As for your last question, a similar experiment has been done though it doesn't involve a double-slit. It's called the Michelson experiment, and using mirrors it tests the interference pattern created by light when the light-waves are combined with time-delayed versions of themselves. By changing the distance of one of the mirrors, the time-delay can be controlled. A certain amount of delay fades the interference, and a certain amount more makes the interference completely disappear.

Also, the spatial coherence you mention needed to see interference in the double-slit experiment, unless you're using a source of light that's spatially coherent enough, is provided by diffraction. For example, a single-slit is often placed at a distance in front of the double-slit. The effect makes the light-waves travel to the two slits in-phase with each other (assuming monochrome light), which is precisely what's needed for the interference.

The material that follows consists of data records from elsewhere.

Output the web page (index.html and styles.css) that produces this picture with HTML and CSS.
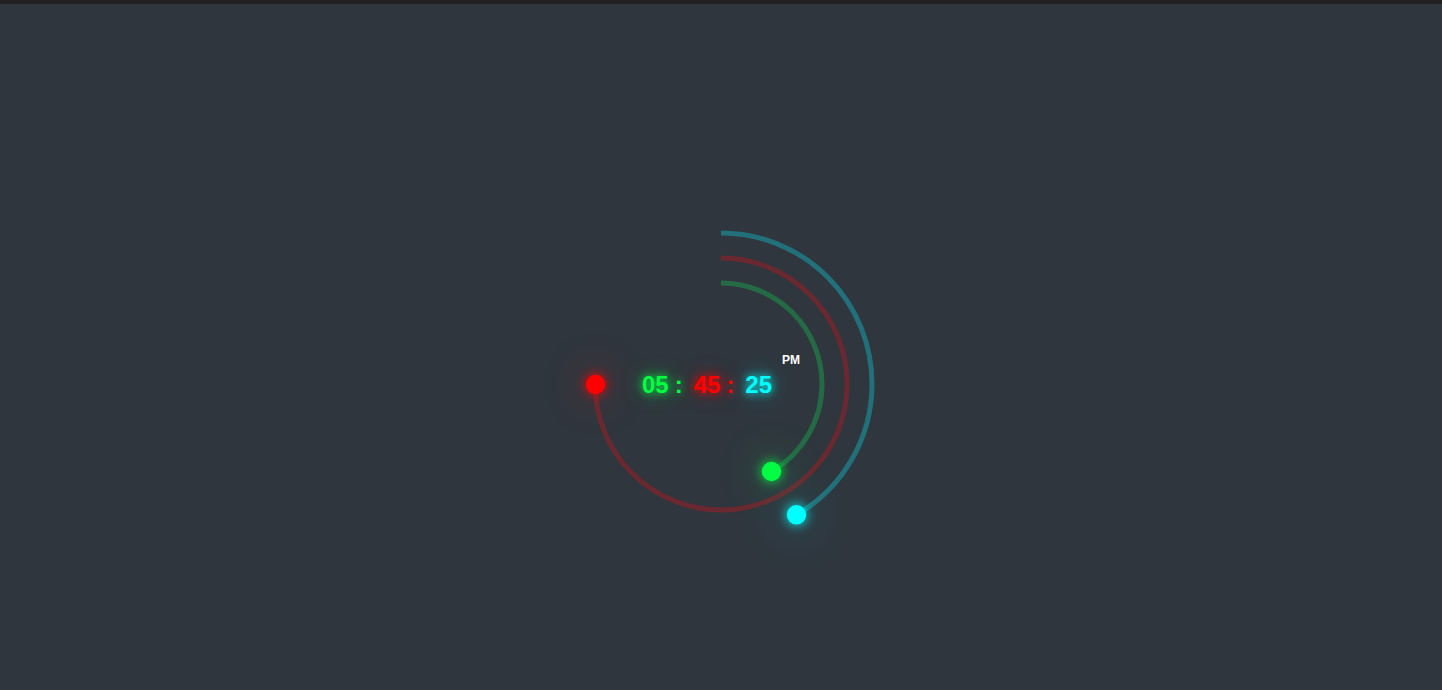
FILE: index.html
```html
<!DOCTYPE html>
<html lang="en">
<head>
<meta charset="utf-8">
<title>Clock</title>
<link rel="stylesheet" href="styles.css">
</head>
<body>
<div class="topbar"></div>
<main class="stage">
  <div class="clock">
    <svg class="rings" width="320" height="320" viewBox="0 0 320 320">
      <g transform="rotate(-90 160 160)">
        <circle class="arc arc-s" cx="160" cy="160" r="151" stroke-dasharray="395.3 2000"/>
        <circle class="arc arc-m" cx="160" cy="160" r="126" stroke-dasharray="593.8 2000"/>
        <circle class="arc arc-h" cx="160" cy="160" r="101" stroke-dasharray="264.4 2000"/>
      </g>
      <circle class="dot dot-h" cx="210.5" cy="247.5" r="9.7"/>
      <circle class="dot dot-m" cx="34.5" cy="160.5" r="9.7"/>
      <circle class="dot dot-s" cx="235.5" cy="290.8" r="9.7"/>
    </svg>
    <div class="time">
      <span class="num hr">05</span><span class="sep hr">:</span><span class="num mn">45</span><span class="sep mn">:</span><span class="num sc">25</span><span class="ampm">PM</span>
    </div>
  </div>
</main>
</body>
</html>
```
FILE: styles.css
```css
html, body {
  margin: 0;
  padding: 0;
  height: 100%;
}
body {
  background: #2f363e;
  display: flex;
  flex-direction: column;
  font-family: "Liberation Sans", Arial, sans-serif;
  overflow: hidden;
}
.topbar {
  height: 4px;
  background: #222222;
  flex: none;
}
.stage {
  flex: 1;
  display: flex;
  justify-content: center;
  align-items: flex-start;
  padding-top: 220px;
}
.clock {
  display: grid;
  width: 320px;
  height: 320px;
}
.rings, .time {
  grid-area: 1 / 1;
}
.rings {
  overflow: visible;
}
.arc {
  fill: none;
  stroke-width: 5;
  stroke-linecap: butt;
}
.arc-h { stroke: #246b45; }
.arc-m { stroke: #6a2930; }
.arc-s { stroke: #22707a; }
.dot-h {
  fill: #04fc43;
  filter: drop-shadow(0 0 6px #04fc43) drop-shadow(0 0 20px rgba(4, 252, 67, 0.35));
}
.dot-m {
  fill: #ff0000;
  filter: drop-shadow(0 0 6px #ff0000) drop-shadow(0 0 20px rgba(255, 0, 0, 0.35));
}
.dot-s {
  fill: #00ffff;
  filter: drop-shadow(0 0 6px #00ffff) drop-shadow(0 0 24px rgba(0, 255, 255, 0.35));
}
.time {
  align-self: start;
  justify-self: center;
  margin-top: 149px;
  display: flex;
  align-items: flex-start;
  font-weight: bold;
  font-size: 24px;
  line-height: 24px;
  height: 24px;
}
.sep {
  margin: 0 11px 0 6px;
}
.hr {
  color: #04fc43;
  text-shadow: 0 0 8px #04fc43, 0 0 20px rgba(4, 252, 67, 0.55);
}
.mn {
  color: #ff0000;
  text-shadow: 0 0 8px #ff0000, 0 0 20px rgba(255, 0, 0, 0.55);
}
.sc {
  color: #00ffff;
  text-shadow: 0 0 8px #00ffff, 0 0 20px rgba(0, 255, 255, 0.55);
}
.ampm {
  color: #ffffff;
  font-size: 12px;
  line-height: 12px;
  margin-left: 10px;
  margin-top: -19px;
}
```
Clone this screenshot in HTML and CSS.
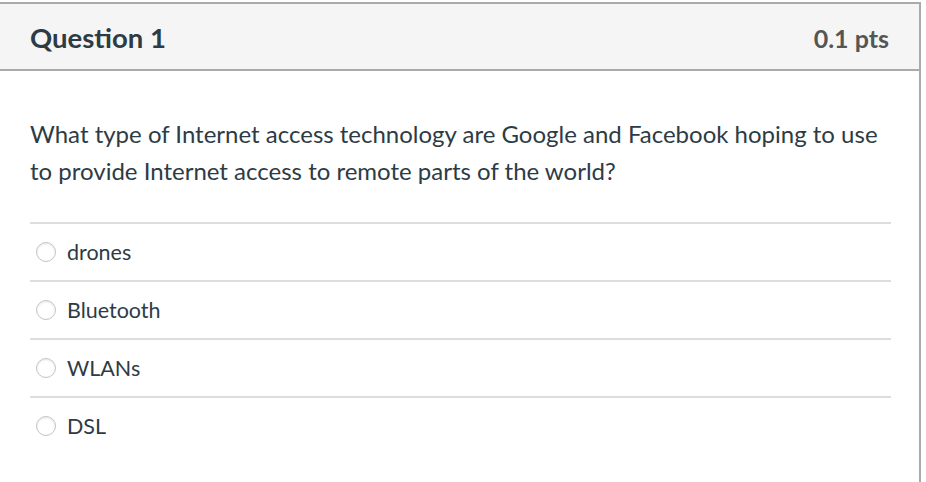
FILE: index.html
```html
<!DOCTYPE html>
<html>
<head>
<meta charset="utf-8">
<link rel="stylesheet" href="styles.css">
</head>
<body>
<div class="card">
  <div class="header">
    <div class="title">Question 1</div>
    <div class="pts">0.1 pts</div>
  </div>
  <div class="content">
    <div class="question">What type of Internet access technology are Google and Facebook hoping to use to provide Internet access to remote parts of the world?</div>
    <div class="answers">
      <label class="answer"><span class="radio"></span><span class="label">drones</span></label>
      <label class="answer"><span class="radio"></span><span class="label">Bluetooth</span></label>
      <label class="answer"><span class="radio"></span><span class="label">WLANs</span></label>
      <label class="answer"><span class="radio"></span><span class="label">DSL</span></label>
    </div>
  </div>
</div>
</body>
</html>
```
FILE: styles.css
```css
html, body {
  margin: 0;
  padding: 0;
  background: #fff;
}
body {
  font-family: Lato, "Open Sans", sans-serif;
  color: #2d3b45;
}
.card {
  margin-top: 2px;
  width: 921px;
  height: 480px;
  border-top: 2px solid #aaaaaa;
  border-right: 2px solid #aaaaaa;
  box-sizing: border-box;
}
.header {
  height: 67px;
  background: #f5f5f5;
  border-bottom: 2px solid #aaaaaa;
  box-sizing: border-box;
  display: flex;
  align-items: center;
  justify-content: space-between;
  padding: 2px 30px 0 30px;
}
.title {
  font-size: 27.5px;
  font-weight: 700;
  color: #2d3b45;
}
.pts {
  font-size: 25px;
  font-weight: 700;
  color: #555555;
}
.content {
  padding: 44px 30px 0 30px;
}
.question {
  font-size: 24px;
  line-height: 37px;
  color: #2d3b45;
  margin-bottom: 33px;
  width: 861px;
}
.answers {
  width: 861px;
}
.answer {
  display: flex;
  align-items: center;
  height: 56px;
  border-top: 2px solid #dddddd;
  padding-left: 6px;
}
.radio {
  width: 18px;
  height: 18px;
  border: 1px solid #c4c4c4;
  border-radius: 50%;
  box-shadow: inset 0 1px 2px rgba(0,0,0,0.1);
  margin-right: 11px;
  flex: none;
}
.label {
  font-size: 21.5px;
  color: #2d3b45;
}
```
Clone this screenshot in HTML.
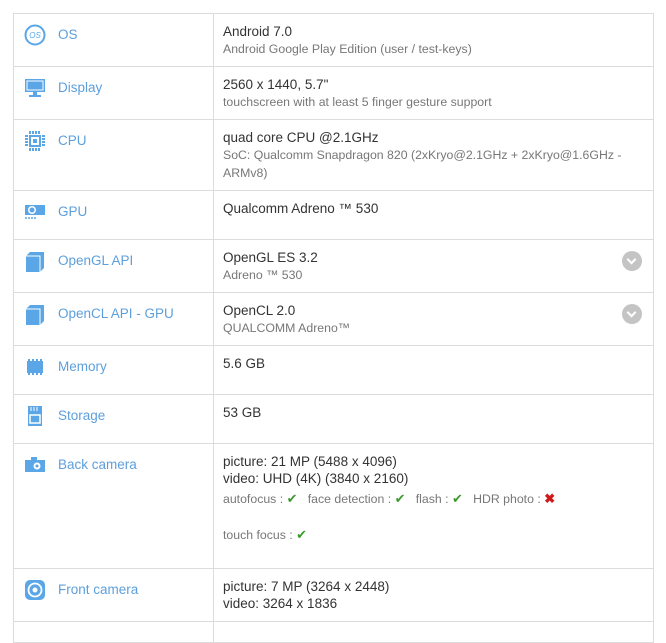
<!DOCTYPE html>
<html><head><meta charset="utf-8"><style>
body{margin:0;background:#fff;width:666px;height:625px;overflow:hidden;font-family:"Liberation Sans",sans-serif}
.t{position:absolute;left:13px;top:13px;width:639px;border-left:1px solid #dcdcdc;border-right:1px solid #dcdcdc;border-top:1px solid #dcdcdc}
.r{position:relative;border-bottom:1px solid #dcdcdc}
.r:before{content:"";position:absolute;left:199px;top:0;bottom:0;border-left:1px solid #dcdcdc}
.l{position:absolute;left:44px;top:13px;font-size:13.5px;color:#5d9fdc}
.ic{position:absolute;left:10px;top:10px;width:22px;height:22px}
.v{position:absolute;left:209px;top:9px;font-size:13.5px;color:#333;line-height:17px}
.s{font-size:12.3px;color:#777}
.g{color:#3a9a2a;font-size:13px}
.x{color:#d01818;font-size:13px;font-weight:bold}
.ch{position:absolute;left:608px;top:11px;width:20px;height:20px;border-radius:50%;background:#c4c4c4}
.ch:after{content:"";position:absolute;left:6px;top:5px;width:5px;height:5px;border-right:2.5px solid #fff;border-bottom:2.5px solid #fff;transform:rotate(45deg)}
</style></head><body>
<div class="t">
<div class="r" style="height:52px"><svg class="ic" viewBox="0 0 22 22"><circle cx="11" cy="11" r="9.5" fill="none" stroke="#5aa6e6" stroke-width="2"/><text x="11" y="14" font-size="8" font-style="italic" text-anchor="middle" fill="#5aa6e6" font-family="Liberation Sans">OS</text></svg><div class="l">OS</div><div class="v">Android 7.0<br><span class="s">Android Google Play Edition (user / test-keys)</span></div></div>
<div class="r" style="height:52px"><svg class="ic" viewBox="0 0 22 22"><rect x="1" y="2" width="20" height="13" fill="#5aa6e6"/><rect x="3" y="4" width="16" height="9" fill="none" stroke="#fff" stroke-width="1"/><rect x="9" y="15" width="4" height="3" fill="#5aa6e6"/><rect x="5" y="18" width="12" height="2" fill="#5aa6e6"/></svg><div class="l">Display</div><div class="v">2560 x 1440, 5.7"<br><span class="s">touchscreen with at least 5 finger gesture support</span></div></div>
<div class="r" style="height:70px"><svg class="ic" viewBox="0 0 22 22"><rect x="6" y="6" width="10" height="10" fill="none" stroke="#5aa6e6" stroke-width="2"/><rect x="9" y="9" width="4" height="4" fill="#5aa6e6"/><path d="M6 1v3M9 1v3M12 1v3M15 1v3M6 18v3M9 18v3M12 18v3M15 18v3M1 6h3M1 9h3M1 12h3M1 15h3M18 6h3M18 9h3M18 12h3M18 15h3" stroke="#5aa6e6" stroke-width="2"/></svg><div class="l">CPU</div><div class="v">quad core CPU @2.1GHz<br><span class="s">SoC: Qualcomm Snapdragon 820 (2xKryo@2.1GHz + 2xKryo@1.6GHz -<br>ARMv8)</span></div></div>
<div class="r" style="height:48px"><svg class="ic" viewBox="0 0 22 22"><path d="M1 4h20v10H1z" fill="#5aa6e6"/><circle cx="8" cy="9" r="4" fill="#fff"/><circle cx="8" cy="9" r="2.5" fill="#5aa6e6"/><path d="M2 16v2M5 16v2M8 16v2M11 16v2" stroke="#5aa6e6" stroke-width="1.5"/></svg><div class="l">GPU</div><div class="v">Qualcomm Adreno ™ 530</div></div>
<div class="r" style="height:52px"><svg class="ic" viewBox="0 0 22 22"><path d="M2 6l4-4h14v16l-4 4H2z" fill="#5aa6e6"/><path d="M2 6h14v16" fill="none" stroke="#fff" stroke-width="1"/></svg><div class="l">OpenGL API</div><div class="v">OpenGL ES 3.2<br><span class="s">Adreno ™ 530</span></div><div class="ch"></div></div>
<div class="r" style="height:52px"><svg class="ic" viewBox="0 0 22 22"><path d="M2 6l4-4h14v16l-4 4H2z" fill="#5aa6e6"/><path d="M2 6h14v16" fill="none" stroke="#fff" stroke-width="1"/></svg><div class="l">OpenCL API - GPU</div><div class="v">OpenCL 2.0<br><span class="s">QUALCOMM Adreno™</span></div><div class="ch"></div></div>
<div class="r" style="height:48px"><svg class="ic" viewBox="0 0 22 22"><rect x="3" y="5" width="16" height="12" fill="#5aa6e6"/><path d="M5 3v16M9 3v16M13 3v16M17 3v16" stroke="#5aa6e6" stroke-width="2" stroke-dasharray="2 12"/></svg><div class="l">Memory</div><div class="v">5.6 GB</div></div>
<div class="r" style="height:48px"><svg class="ic" viewBox="0 0 22 22"><rect x="4" y="1" width="14" height="20" fill="#5aa6e6"/><rect x="6" y="10" width="10" height="8" fill="none" stroke="#fff" stroke-width="1.5"/><path d="M7 2v4M10 2v4M13 2v4" stroke="#fff"/></svg><div class="l">Storage</div><div class="v">53 GB</div></div>
<div class="r" style="height:124px"><svg class="ic" viewBox="0 0 22 22"><rect x="1" y="6" width="20" height="12" fill="#5aa6e6"/><rect x="7" y="3" width="6" height="3" fill="#5aa6e6"/><circle cx="13" cy="12" r="3.5" fill="#fff"/><circle cx="13" cy="12" r="1.5" fill="#5aa6e6"/></svg><div class="l">Back camera</div><div class="v">picture: 21 MP (5488 x 4096)<br>video: UHD (4K) (3840 x 2160)<br><span class="s" style="display:inline-block;margin-top:3px">autofocus : <span class="g">✔</span> &nbsp; face detection : <span class="g">✔</span> &nbsp; flash : <span class="g">✔</span> &nbsp; HDR photo : <span class="x">✖</span></span><br><span class="s" style="display:inline-block;margin-top:18px">touch focus : <span class="g">✔</span></span></div></div>
<div class="r" style="height:52px"><svg class="ic" viewBox="0 0 22 22"><rect x="1" y="1" width="20" height="20" rx="5" fill="#5aa6e6"/><circle cx="11" cy="11" r="6.5" fill="none" stroke="#fff" stroke-width="1.8"/><circle cx="11" cy="11" r="2.5" fill="#fff"/></svg><div class="l">Front camera</div><div class="v">picture: 7 MP (3264 x 2448)<br>video: 3264 x 1836</div></div>
<div class="r" style="height:20px"></div>
</div>
</body></html>
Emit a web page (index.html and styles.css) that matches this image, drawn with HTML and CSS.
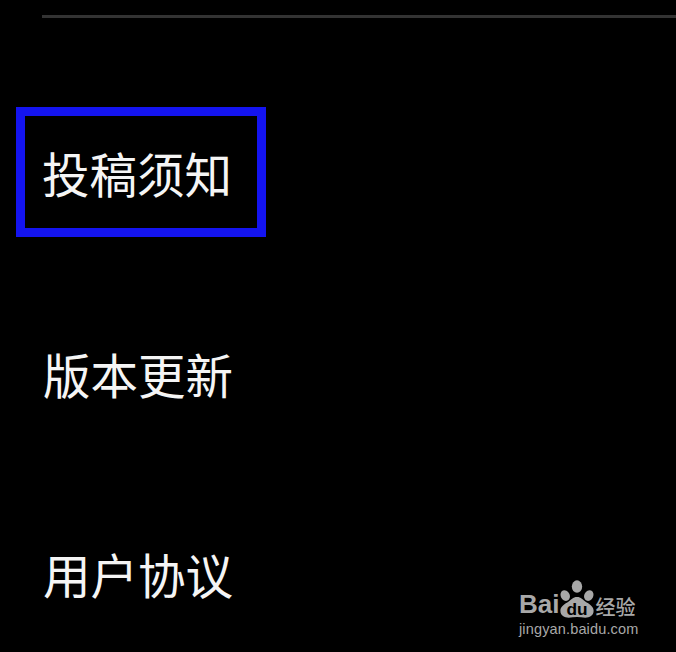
FILE: index.html
```html
<!DOCTYPE html>
<html lang="zh-CN">
<head>
    <meta charset="UTF-8">
    <title>设置</title>
    <link rel="stylesheet" href="styles.css">
</head>
<body>
    <div class="divider"></div>

    <ul class="menu">
        <li class="menu-item"><span class="highlight">投稿须知</span></li>
        <li class="menu-item">版本更新</li>
        <li class="menu-item">用户协议</li>
    </ul>

    <div class="watermark">
        <div class="logo-row">
            <span class="logo-bai">Bai</span>
            <svg class="paw" viewBox="0 0 52 54">
                <ellipse cx="9" cy="22" rx="6.5" ry="8" transform="rotate(-25 9 22)"/>
                <ellipse cx="26" cy="9" rx="7.5" ry="9"/>
                <ellipse cx="43" cy="22" rx="6.5" ry="8" transform="rotate(25 43 22)"/>
                <path d="M26 24c-6 0-8 4-14 8-6 3-10 7-10 12 0 7 6 10 12 10 4 0 8-1 12-1s8 1 12 1c6 0 12-3 12-10 0-5-4-9-10-12-6-4-8-8-14-8z"/>
                <text class="paw-text" x="26" y="50">du</text>
            </svg>
            <span class="logo-cn">经验</span>
        </div>
        <div class="logo-url">jingyan.baidu.com</div>
    </div>
</body>
</html>
```

FILE: styles.css
```css
html, body {
    margin: 0;
    padding: 0;
    height: 652px;
    overflow: hidden;
}
body {
    position: relative;
    background: #000;
    color: #f5f5f5;
    font-family: "Noto Sans CJK SC", "Liberation Sans", sans-serif;
}
.divider {
    height: 3px;
    margin: 15px 0 0 42px;
    background: #333;
}
.menu {
    list-style: none;
    margin: 54px 0 0;
    padding: 0;
}
.menu-item {
    height: 200px;
    padding-left: 43px;
    display: flex;
    align-items: center;
    font-size: 47.5px;
    line-height: 60px;
}
.menu-item:first-child {
    padding-left: 16px;
    margin-bottom: 2px;
}
.highlight {
    width: 232px;
    height: 112px;
    line-height: 114px;
    text-indent: 17px;
    border: 9px solid #1414f0;
    white-space: nowrap;
}
.watermark {
    position: absolute;
    left: 519px;
    top: 580px;
    color: #a8a8a8;
    font-family: "Liberation Sans", sans-serif;
}
.logo-row {
    display: flex;
    align-items: flex-end;
    height: 38px;
}
.logo-bai {
    font-size: 26px;
    font-weight: bold;
    line-height: 26px;
    margin-bottom: 1px;
}
.paw {
    width: 36px;
    height: 38px;
    fill: #a8a8a8;
}
.paw-text {
    fill: #000;
    font-size: 25px;
    font-weight: bold;
    text-anchor: middle;
}
.logo-cn {
    font-family: "Noto Sans CJK SC", sans-serif;
    font-size: 20px;
    font-weight: 500;
    line-height: 24px;
    margin-bottom: -1px;
}
.logo-url {
    font-size: 14.5px;
    line-height: 18px;
    letter-spacing: 0.15px;
    margin-top: 2px;
}
```
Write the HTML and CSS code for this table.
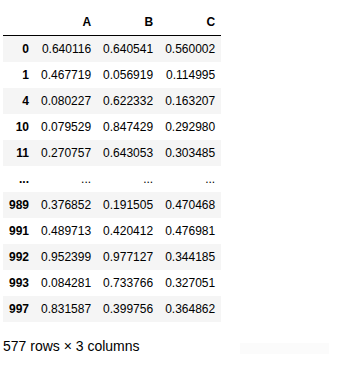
FILE: index.html
```html
<!DOCTYPE html>
<html>
<head>
<meta charset="utf-8">
<link rel="stylesheet" href="styles.css">
</head>
<body>
<div class="output">
  <table class="dataframe">
    <thead>
      <tr><th></th><th>A</th><th>B</th><th>C</th></tr>
    </thead>
    <tbody>
      <tr><th>0</th><td>0.640116</td><td>0.640541</td><td>0.560002</td></tr>
      <tr><th>1</th><td>0.467719</td><td>0.056919</td><td>0.114995</td></tr>
      <tr><th>4</th><td>0.080227</td><td>0.622332</td><td>0.163207</td></tr>
      <tr><th>10</th><td>0.079529</td><td>0.847429</td><td>0.292980</td></tr>
      <tr><th>11</th><td>0.270757</td><td>0.643053</td><td>0.303485</td></tr>
      <tr><th>...</th><td>...</td><td>...</td><td>...</td></tr>
      <tr><th>989</th><td>0.376852</td><td>0.191505</td><td>0.470468</td></tr>
      <tr><th>991</th><td>0.489713</td><td>0.420412</td><td>0.476981</td></tr>
      <tr><th>992</th><td>0.952399</td><td>0.977127</td><td>0.344185</td></tr>
      <tr><th>993</th><td>0.084281</td><td>0.733766</td><td>0.327051</td></tr>
      <tr><th>997</th><td>0.831587</td><td>0.399756</td><td>0.364862</td></tr>
    </tbody>
  </table>
  <p class="shape">577 rows × 3 columns<span class="ghost"></span></p>
</div>
</body>
</html>
```
FILE: styles.css
```css
html, body {
  margin: 0;
  padding: 0;
  background: #ffffff;
}
body {
  font-family: "Liberation Sans", Arial, sans-serif;
  color: #000000;
}
.output {
  padding: 9px 0 0 3px;
}
.dataframe {
  border-collapse: collapse;
  border-spacing: 0;
  border: none;
  font-size: 12px;
  line-height: 14px;
}
.dataframe thead {
  border-bottom: 1px solid #000000;
}
.dataframe th,
.dataframe td {
  padding: 6px;
  text-align: right;
  vertical-align: middle;
  white-space: nowrap;
  border: none;
}
.dataframe th {
  font-weight: bold;
}
.dataframe td {
  font-weight: normal;
}
.dataframe tbody tr:nth-child(odd) {
  background: #f5f5f5;
}
.shape {
  position: relative;
  margin: 16px 0 0 0;
  font-size: 14px;
  line-height: 16px;
}
.ghost {
  position: absolute;
  left: 237px;
  top: 5px;
  width: 89px;
  height: 15px;
  background: #fbfbfb;
}
```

EDIT: "The effect makes the light-waves travel to the two slits in-phase with each other (assuming monochrome light), which is precisely what's need for the interference." I should add that this doesn't mean, however, that the light-waves will hit the surface with the double-slit at the same time. It just means that the waves will travel to the double-slit oriented crest-to-crest and trough-to-trough. That's what's needed to see the patters of destructive interference.